* BEGIN *

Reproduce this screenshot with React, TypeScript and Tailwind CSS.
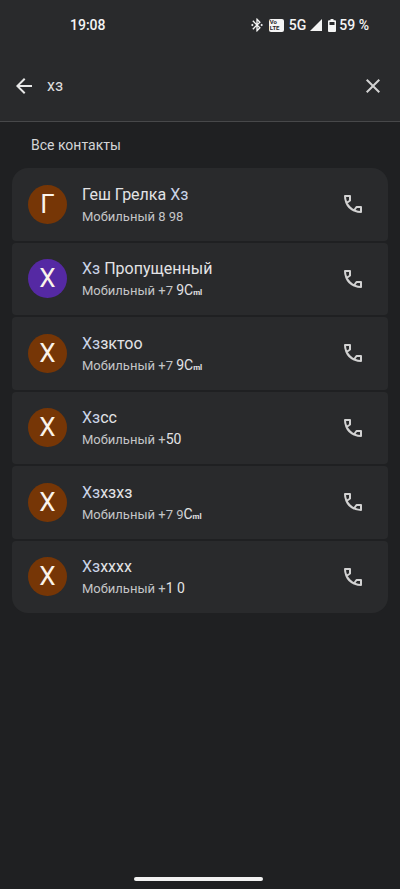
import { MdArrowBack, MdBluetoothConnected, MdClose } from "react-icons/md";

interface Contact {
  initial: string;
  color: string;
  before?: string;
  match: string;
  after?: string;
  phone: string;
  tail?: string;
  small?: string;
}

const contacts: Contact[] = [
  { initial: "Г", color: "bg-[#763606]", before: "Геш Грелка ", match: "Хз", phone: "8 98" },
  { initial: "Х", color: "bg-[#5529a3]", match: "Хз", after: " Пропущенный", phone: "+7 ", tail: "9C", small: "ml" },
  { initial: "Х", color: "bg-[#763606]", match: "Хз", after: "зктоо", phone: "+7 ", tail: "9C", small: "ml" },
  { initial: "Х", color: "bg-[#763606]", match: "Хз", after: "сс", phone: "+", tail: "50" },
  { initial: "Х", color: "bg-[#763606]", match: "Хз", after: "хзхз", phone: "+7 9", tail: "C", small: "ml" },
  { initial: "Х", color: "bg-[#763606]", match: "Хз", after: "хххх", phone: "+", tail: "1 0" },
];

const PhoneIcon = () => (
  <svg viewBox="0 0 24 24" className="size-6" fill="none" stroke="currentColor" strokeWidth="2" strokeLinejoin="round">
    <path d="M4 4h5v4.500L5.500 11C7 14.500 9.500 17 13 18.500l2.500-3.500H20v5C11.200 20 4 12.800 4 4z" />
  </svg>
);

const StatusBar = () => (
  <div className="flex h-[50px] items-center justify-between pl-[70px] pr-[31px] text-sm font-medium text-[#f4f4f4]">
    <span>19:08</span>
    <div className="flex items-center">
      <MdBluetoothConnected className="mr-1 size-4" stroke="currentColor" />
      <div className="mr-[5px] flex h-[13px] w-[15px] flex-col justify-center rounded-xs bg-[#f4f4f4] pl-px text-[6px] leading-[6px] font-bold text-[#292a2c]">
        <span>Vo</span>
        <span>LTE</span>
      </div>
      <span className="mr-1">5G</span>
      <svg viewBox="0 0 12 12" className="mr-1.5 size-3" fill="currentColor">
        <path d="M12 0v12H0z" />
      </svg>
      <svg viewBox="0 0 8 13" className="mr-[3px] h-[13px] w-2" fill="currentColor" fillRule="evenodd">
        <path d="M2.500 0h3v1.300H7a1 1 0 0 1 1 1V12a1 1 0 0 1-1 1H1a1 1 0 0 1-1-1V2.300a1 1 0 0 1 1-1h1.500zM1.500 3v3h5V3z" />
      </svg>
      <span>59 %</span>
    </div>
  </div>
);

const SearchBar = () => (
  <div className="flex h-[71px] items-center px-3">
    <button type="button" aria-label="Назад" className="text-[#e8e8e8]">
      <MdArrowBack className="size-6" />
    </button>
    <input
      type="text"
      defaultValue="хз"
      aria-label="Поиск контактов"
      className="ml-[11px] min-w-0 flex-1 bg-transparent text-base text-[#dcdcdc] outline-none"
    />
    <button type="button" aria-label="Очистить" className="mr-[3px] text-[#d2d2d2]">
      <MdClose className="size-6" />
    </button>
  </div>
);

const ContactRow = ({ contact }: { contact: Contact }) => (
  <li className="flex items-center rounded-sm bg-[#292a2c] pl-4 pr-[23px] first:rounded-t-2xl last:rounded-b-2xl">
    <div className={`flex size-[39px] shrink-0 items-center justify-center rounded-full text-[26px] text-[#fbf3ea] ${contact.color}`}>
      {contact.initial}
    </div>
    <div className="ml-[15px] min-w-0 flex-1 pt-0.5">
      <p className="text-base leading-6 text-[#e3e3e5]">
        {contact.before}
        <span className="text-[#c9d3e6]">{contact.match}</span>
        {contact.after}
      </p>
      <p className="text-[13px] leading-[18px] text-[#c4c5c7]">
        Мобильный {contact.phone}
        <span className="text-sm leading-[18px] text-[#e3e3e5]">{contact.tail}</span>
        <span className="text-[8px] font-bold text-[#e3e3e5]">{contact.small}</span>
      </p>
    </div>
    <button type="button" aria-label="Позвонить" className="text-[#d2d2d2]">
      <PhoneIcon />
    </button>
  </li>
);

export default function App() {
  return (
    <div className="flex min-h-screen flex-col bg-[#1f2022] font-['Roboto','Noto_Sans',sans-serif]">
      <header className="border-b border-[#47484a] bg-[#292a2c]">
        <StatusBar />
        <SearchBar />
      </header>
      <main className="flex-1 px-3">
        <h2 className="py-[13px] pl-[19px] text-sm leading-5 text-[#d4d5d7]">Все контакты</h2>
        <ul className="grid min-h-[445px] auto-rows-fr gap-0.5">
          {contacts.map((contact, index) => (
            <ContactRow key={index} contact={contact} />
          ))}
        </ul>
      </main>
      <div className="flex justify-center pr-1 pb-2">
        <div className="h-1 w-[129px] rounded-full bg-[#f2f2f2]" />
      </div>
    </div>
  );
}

* END *

◆ Task instructions: Transcribe the listing above verbatim. Omit the pictures.

◆ Exercise response:
Reproduce this screenshot with React, TypeScript and Tailwind CSS.
import { MdArrowBack, MdBluetoothConnected, MdClose } from "react-icons/md";

interface Contact {
  initial: string;
  color: string;
  before?: string;
  match: string;
  after?: string;
  phone: string;
  tail?: string;
  small?: string;
}

const contacts: Contact[] = [
  { initial: "Г", color: "bg-[#763606]", before: "Геш Грелка ", match: "Хз", phone: "8 98" },
  { initial: "Х", color: "bg-[#5529a3]", match: "Хз", after: " Пропущенный", phone: "+7 ", tail: "9C", small: "ml" },
  { initial: "Х", color: "bg-[#763606]", match: "Хз", after: "зктоо", phone: "+7 ", tail: "9C", small: "ml" },
  { initial: "Х", color: "bg-[#763606]", match: "Хз", after: "сс", phone: "+", tail: "50" },
  { initial: "Х", color: "bg-[#763606]", match: "Хз", after: "хзхз", phone: "+7 9", tail: "C", small: "ml" },
  { initial: "Х", color: "bg-[#763606]", match: "Хз", after: "хххх", phone: "+", tail: "1 0" },
];

const PhoneIcon = () => (
  <svg viewBox="0 0 24 24" className="size-6" fill="none" stroke="currentColor" strokeWidth="2" strokeLinejoin="round">
    <path d="M4 4h5v4.500L5.500 11C7 14.500 9.500 17 13 18.500l2.500-3.500H20v5C11.200 20 4 12.800 4 4z" />
  </svg>
);

const StatusBar = () => (
  <div className="flex h-[50px] items-center justify-between pl-[70px] pr-[31px] text-sm font-medium text-[#f4f4f4]">
    <span>19:08</span>
    <div className="flex items-center">
      <MdBluetoothConnected className="mr-1 size-4" stroke="currentColor" />
      <div className="mr-[5px] flex h-[13px] w-[15px] flex-col justify-center rounded-xs bg-[#f4f4f4] pl-px text-[6px] leading-[6px] font-bold text-[#292a2c]">
        <span>Vo</span>
        <span>LTE</span>
      </div>
      <span className="mr-1">5G</span>
      <svg viewBox="0 0 12 12" className="mr-1.5 size-3" fill="currentColor">
        <path d="M12 0v12H0z" />
      </svg>
      <svg viewBox="0 0 8 13" className="mr-[3px] h-[13px] w-2" fill="currentColor" fillRule="evenodd">
        <path d="M2.500 0h3v1.300H7a1 1 0 0 1 1 1V12a1 1 0 0 1-1 1H1a1 1 0 0 1-1-1V2.300a1 1 0 0 1 1-1h1.500zM1.500 3v3h5V3z" />
      </svg>
      <span>59 %</span>
    </div>
  </div>
);

const SearchBar = () => (
  <div className="flex h-[71px] items-center px-3">
    <button type="button" aria-label="Назад" className="text-[#e8e8e8]">
      <MdArrowBack className="size-6" />
    </button>
    <input
      type="text"
      defaultValue="хз"
      aria-label="Поиск контактов"
      className="ml-[11px] min-w-0 flex-1 bg-transparent text-base text-[#dcdcdc] outline-none"
    />
    <button type="button" aria-label="Очистить" className="mr-[3px] text-[#d2d2d2]">
      <MdClose className="size-6" />
    </button>
  </div>
);

const ContactRow = ({ contact }: { contact: Contact }) => (
  <li className="flex items-center rounded-sm bg-[#292a2c] pl-4 pr-[23px] first:rounded-t-2xl last:rounded-b-2xl">
    <div className={`flex size-[39px] shrink-0 items-center justify-center rounded-full text-[26px] text-[#fbf3ea] ${contact.color}`}>
      {contact.initial}
    </div>
    <div className="ml-[15px] min-w-0 flex-1 pt-0.5">
      <p className="text-base leading-6 text-[#e3e3e5]">
        {contact.before}
        <span className="text-[#c9d3e6]">{contact.match}</span>
        {contact.after}
      </p>
      <p className="text-[13px] leading-[18px] text-[#c4c5c7]">
        Мобильный {contact.phone}
        <span className="text-sm leading-[18px] text-[#e3e3e5]">{contact.tail}</span>
        <span className="text-[8px] font-bold text-[#e3e3e5]">{contact.small}</span>
      </p>
    </div>
    <button type="button" aria-label="Позвонить" className="text-[#d2d2d2]">
      <PhoneIcon />
    </button>
  </li>
);

export default function App() {
  return (
    <div className="flex min-h-screen flex-col bg-[#1f2022] font-['Roboto','Noto_Sans',sans-serif]">
      <header className="border-b border-[#47484a] bg-[#292a2c]">
        <StatusBar />
        <SearchBar />
      </header>
      <main className="flex-1 px-3">
        <h2 className="py-[13px] pl-[19px] text-sm leading-5 text-[#d4d5d7]">Все контакты</h2>
        <ul className="grid min-h-[445px] auto-rows-fr gap-0.5">
          {contacts.map((contact, index) => (
            <ContactRow key={index} contact={contact} />
          ))}
        </ul>
      </main>
      <div className="flex justify-center pr-1 pb-2">
        <div className="h-1 w-[129px] rounded-full bg-[#f2f2f2]" />
      </div>
    </div>
  );
}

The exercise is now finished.